WHAT YOU SHOULD DO — Leave out the pictures and transcribe everything else exactly.

Start of DATA SHOWN

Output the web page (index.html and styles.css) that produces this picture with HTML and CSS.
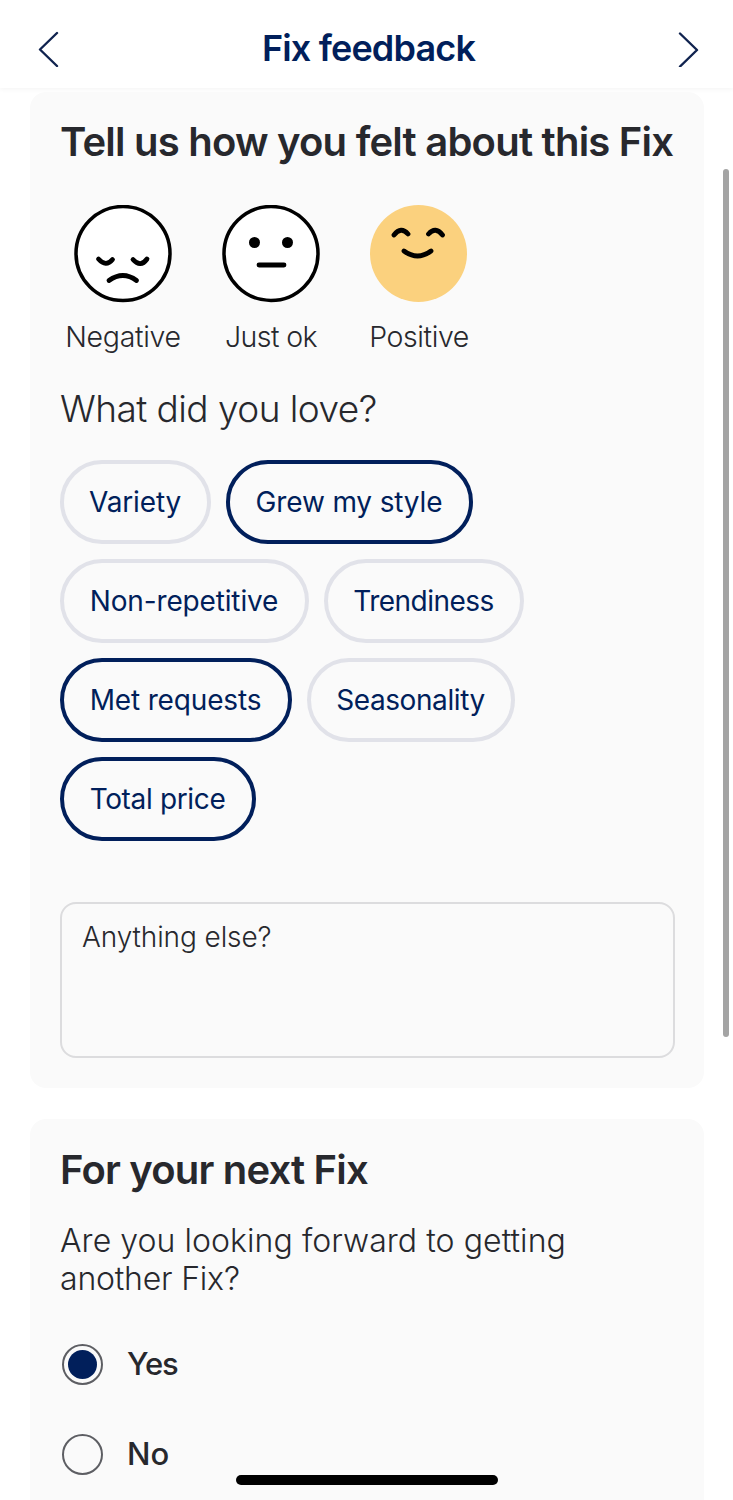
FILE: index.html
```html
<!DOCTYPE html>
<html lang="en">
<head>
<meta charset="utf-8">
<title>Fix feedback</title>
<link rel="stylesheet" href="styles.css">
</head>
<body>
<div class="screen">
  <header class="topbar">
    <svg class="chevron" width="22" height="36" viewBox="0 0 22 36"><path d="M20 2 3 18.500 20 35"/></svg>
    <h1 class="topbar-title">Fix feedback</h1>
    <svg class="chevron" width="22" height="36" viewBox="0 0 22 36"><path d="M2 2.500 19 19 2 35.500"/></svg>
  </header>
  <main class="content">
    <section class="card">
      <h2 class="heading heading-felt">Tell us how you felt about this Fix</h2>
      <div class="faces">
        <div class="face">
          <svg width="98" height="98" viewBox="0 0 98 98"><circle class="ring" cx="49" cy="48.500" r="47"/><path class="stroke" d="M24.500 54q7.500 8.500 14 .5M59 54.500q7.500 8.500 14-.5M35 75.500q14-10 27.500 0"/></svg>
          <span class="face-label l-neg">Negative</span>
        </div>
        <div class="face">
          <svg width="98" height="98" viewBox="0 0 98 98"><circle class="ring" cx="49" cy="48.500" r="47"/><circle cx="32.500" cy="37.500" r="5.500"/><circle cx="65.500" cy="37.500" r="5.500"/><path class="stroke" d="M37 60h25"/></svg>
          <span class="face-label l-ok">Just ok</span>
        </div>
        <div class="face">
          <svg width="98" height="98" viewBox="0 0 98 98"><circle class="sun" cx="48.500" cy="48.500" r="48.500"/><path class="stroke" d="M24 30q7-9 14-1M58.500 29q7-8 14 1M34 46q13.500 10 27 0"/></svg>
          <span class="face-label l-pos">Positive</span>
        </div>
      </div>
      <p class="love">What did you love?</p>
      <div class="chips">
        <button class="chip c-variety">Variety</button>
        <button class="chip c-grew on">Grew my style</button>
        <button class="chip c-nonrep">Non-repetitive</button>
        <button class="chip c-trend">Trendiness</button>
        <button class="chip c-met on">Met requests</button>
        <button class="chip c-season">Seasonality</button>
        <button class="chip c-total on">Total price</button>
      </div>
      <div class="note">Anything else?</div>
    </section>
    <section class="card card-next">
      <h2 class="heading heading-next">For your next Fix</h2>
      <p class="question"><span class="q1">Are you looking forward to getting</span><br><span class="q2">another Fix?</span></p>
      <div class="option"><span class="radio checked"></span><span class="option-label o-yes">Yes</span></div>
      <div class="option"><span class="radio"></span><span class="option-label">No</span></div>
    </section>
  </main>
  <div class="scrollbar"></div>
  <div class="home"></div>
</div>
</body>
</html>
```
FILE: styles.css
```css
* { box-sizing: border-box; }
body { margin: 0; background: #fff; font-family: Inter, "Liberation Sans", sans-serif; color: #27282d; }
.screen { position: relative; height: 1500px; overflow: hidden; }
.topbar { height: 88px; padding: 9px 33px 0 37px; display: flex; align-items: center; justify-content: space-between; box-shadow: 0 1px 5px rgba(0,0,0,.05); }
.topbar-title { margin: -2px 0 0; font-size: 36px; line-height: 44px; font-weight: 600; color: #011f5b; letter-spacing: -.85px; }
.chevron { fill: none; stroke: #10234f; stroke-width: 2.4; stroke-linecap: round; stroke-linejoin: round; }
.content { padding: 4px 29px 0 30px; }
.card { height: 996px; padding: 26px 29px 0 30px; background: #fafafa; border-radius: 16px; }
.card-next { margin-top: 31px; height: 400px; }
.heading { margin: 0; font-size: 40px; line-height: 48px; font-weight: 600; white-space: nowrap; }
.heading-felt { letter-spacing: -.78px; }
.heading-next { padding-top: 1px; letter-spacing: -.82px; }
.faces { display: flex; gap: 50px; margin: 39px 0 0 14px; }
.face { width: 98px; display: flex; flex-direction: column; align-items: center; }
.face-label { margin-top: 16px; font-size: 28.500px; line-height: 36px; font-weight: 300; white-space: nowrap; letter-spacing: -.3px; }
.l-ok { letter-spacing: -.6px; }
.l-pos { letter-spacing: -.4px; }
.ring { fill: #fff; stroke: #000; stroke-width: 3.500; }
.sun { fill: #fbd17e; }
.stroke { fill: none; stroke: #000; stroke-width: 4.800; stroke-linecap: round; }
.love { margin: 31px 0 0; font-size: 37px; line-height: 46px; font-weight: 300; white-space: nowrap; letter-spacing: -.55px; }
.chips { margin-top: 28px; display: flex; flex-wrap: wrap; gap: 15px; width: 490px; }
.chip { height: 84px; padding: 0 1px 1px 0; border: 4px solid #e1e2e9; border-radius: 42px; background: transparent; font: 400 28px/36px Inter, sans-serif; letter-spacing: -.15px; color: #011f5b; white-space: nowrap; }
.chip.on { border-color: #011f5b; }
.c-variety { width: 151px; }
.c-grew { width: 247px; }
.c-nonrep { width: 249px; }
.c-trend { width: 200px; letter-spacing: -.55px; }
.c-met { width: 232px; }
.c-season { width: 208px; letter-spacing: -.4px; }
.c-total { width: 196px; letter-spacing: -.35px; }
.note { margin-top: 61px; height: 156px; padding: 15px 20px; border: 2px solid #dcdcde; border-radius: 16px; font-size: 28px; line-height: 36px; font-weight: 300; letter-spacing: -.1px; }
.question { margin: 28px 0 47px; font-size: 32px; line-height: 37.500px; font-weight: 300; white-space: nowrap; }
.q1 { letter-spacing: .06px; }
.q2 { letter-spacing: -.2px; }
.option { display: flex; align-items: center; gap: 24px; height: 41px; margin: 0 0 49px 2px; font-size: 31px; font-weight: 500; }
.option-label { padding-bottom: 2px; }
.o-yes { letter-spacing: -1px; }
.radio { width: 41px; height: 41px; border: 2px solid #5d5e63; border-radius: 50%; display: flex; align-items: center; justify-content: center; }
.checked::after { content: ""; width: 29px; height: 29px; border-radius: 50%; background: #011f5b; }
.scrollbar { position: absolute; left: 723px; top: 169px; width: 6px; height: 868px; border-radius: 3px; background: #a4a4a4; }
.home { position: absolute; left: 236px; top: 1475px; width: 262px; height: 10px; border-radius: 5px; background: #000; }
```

End of DATA SHOWN

WRITTEN REPLY —
Output the web page (index.html and styles.css) that produces this picture with HTML and CSS.
FILE: index.html
```html
<!DOCTYPE html>
<html lang="en">
<head>
<meta charset="utf-8">
<title>Fix feedback</title>
<link rel="stylesheet" href="styles.css">
</head>
<body>
<div class="screen">
  <header class="topbar">
    <svg class="chevron" width="22" height="36" viewBox="0 0 22 36"><path d="M20 2 3 18.500 20 35"/></svg>
    <h1 class="topbar-title">Fix feedback</h1>
    <svg class="chevron" width="22" height="36" viewBox="0 0 22 36"><path d="M2 2.500 19 19 2 35.500"/></svg>
  </header>
  <main class="content">
    <section class="card">
      <h2 class="heading heading-felt">Tell us how you felt about this Fix</h2>
      <div class="faces">
        <div class="face">
          <svg width="98" height="98" viewBox="0 0 98 98"><circle class="ring" cx="49" cy="48.500" r="47"/><path class="stroke" d="M24.500 54q7.500 8.500 14 .5M59 54.500q7.500 8.500 14-.5M35 75.500q14-10 27.500 0"/></svg>
          <span class="face-label l-neg">Negative</span>
        </div>
        <div class="face">
          <svg width="98" height="98" viewBox="0 0 98 98"><circle class="ring" cx="49" cy="48.500" r="47"/><circle cx="32.500" cy="37.500" r="5.500"/><circle cx="65.500" cy="37.500" r="5.500"/><path class="stroke" d="M37 60h25"/></svg>
          <span class="face-label l-ok">Just ok</span>
        </div>
        <div class="face">
          <svg width="98" height="98" viewBox="0 0 98 98"><circle class="sun" cx="48.500" cy="48.500" r="48.500"/><path class="stroke" d="M24 30q7-9 14-1M58.500 29q7-8 14 1M34 46q13.500 10 27 0"/></svg>
          <span class="face-label l-pos">Positive</span>
        </div>
      </div>
      <p class="love">What did you love?</p>
      <div class="chips">
        <button class="chip c-variety">Variety</button>
        <button class="chip c-grew on">Grew my style</button>
        <button class="chip c-nonrep">Non-repetitive</button>
        <button class="chip c-trend">Trendiness</button>
        <button class="chip c-met on">Met requests</button>
        <button class="chip c-season">Seasonality</button>
        <button class="chip c-total on">Total price</button>
      </div>
      <div class="note">Anything else?</div>
    </section>
    <section class="card card-next">
      <h2 class="heading heading-next">For your next Fix</h2>
      <p class="question"><span class="q1">Are you looking forward to getting</span><br><span class="q2">another Fix?</span></p>
      <div class="option"><span class="radio checked"></span><span class="option-label o-yes">Yes</span></div>
      <div class="option"><span class="radio"></span><span class="option-label">No</span></div>
    </section>
  </main>
  <div class="scrollbar"></div>
  <div class="home"></div>
</div>
</body>
</html>
```
FILE: styles.css
```css
* { box-sizing: border-box; }
body { margin: 0; background: #fff; font-family: Inter, "Liberation Sans", sans-serif; color: #27282d; }
.screen { position: relative; height: 1500px; overflow: hidden; }
.topbar { height: 88px; padding: 9px 33px 0 37px; display: flex; align-items: center; justify-content: space-between; box-shadow: 0 1px 5px rgba(0,0,0,.05); }
.topbar-title { margin: -2px 0 0; font-size: 36px; line-height: 44px; font-weight: 600; color: #011f5b; letter-spacing: -.85px; }
.chevron { fill: none; stroke: #10234f; stroke-width: 2.4; stroke-linecap: round; stroke-linejoin: round; }
.content { padding: 4px 29px 0 30px; }
.card { height: 996px; padding: 26px 29px 0 30px; background: #fafafa; border-radius: 16px; }
.card-next { margin-top: 31px; height: 400px; }
.heading { margin: 0; font-size: 40px; line-height: 48px; font-weight: 600; white-space: nowrap; }
.heading-felt { letter-spacing: -.78px; }
.heading-next { padding-top: 1px; letter-spacing: -.82px; }
.faces { display: flex; gap: 50px; margin: 39px 0 0 14px; }
.face { width: 98px; display: flex; flex-direction: column; align-items: center; }
.face-label { margin-top: 16px; font-size: 28.500px; line-height: 36px; font-weight: 300; white-space: nowrap; letter-spacing: -.3px; }
.l-ok { letter-spacing: -.6px; }
.l-pos { letter-spacing: -.4px; }
.ring { fill: #fff; stroke: #000; stroke-width: 3.500; }
.sun { fill: #fbd17e; }
.stroke { fill: none; stroke: #000; stroke-width: 4.800; stroke-linecap: round; }
.love { margin: 31px 0 0; font-size: 37px; line-height: 46px; font-weight: 300; white-space: nowrap; letter-spacing: -.55px; }
.chips { margin-top: 28px; display: flex; flex-wrap: wrap; gap: 15px; width: 490px; }
.chip { height: 84px; padding: 0 1px 1px 0; border: 4px solid #e1e2e9; border-radius: 42px; background: transparent; font: 400 28px/36px Inter, sans-serif; letter-spacing: -.15px; color: #011f5b; white-space: nowrap; }
.chip.on { border-color: #011f5b; }
.c-variety { width: 151px; }
.c-grew { width: 247px; }
.c-nonrep { width: 249px; }
.c-trend { width: 200px; letter-spacing: -.55px; }
.c-met { width: 232px; }
.c-season { width: 208px; letter-spacing: -.4px; }
.c-total { width: 196px; letter-spacing: -.35px; }
.note { margin-top: 61px; height: 156px; padding: 15px 20px; border: 2px solid #dcdcde; border-radius: 16px; font-size: 28px; line-height: 36px; font-weight: 300; letter-spacing: -.1px; }
.question { margin: 28px 0 47px; font-size: 32px; line-height: 37.500px; font-weight: 300; white-space: nowrap; }
.q1 { letter-spacing: .06px; }
.q2 { letter-spacing: -.2px; }
.option { display: flex; align-items: center; gap: 24px; height: 41px; margin: 0 0 49px 2px; font-size: 31px; font-weight: 500; }
.option-label { padding-bottom: 2px; }
.o-yes { letter-spacing: -1px; }
.radio { width: 41px; height: 41px; border: 2px solid #5d5e63; border-radius: 50%; display: flex; align-items: center; justify-content: center; }
.checked::after { content: ""; width: 29px; height: 29px; border-radius: 50%; background: #011f5b; }
.scrollbar { position: absolute; left: 723px; top: 169px; width: 6px; height: 868px; border-radius: 3px; background: #a4a4a4; }
.home { position: absolute; left: 236px; top: 1475px; width: 262px; height: 10px; border-radius: 5px; background: #000; }
```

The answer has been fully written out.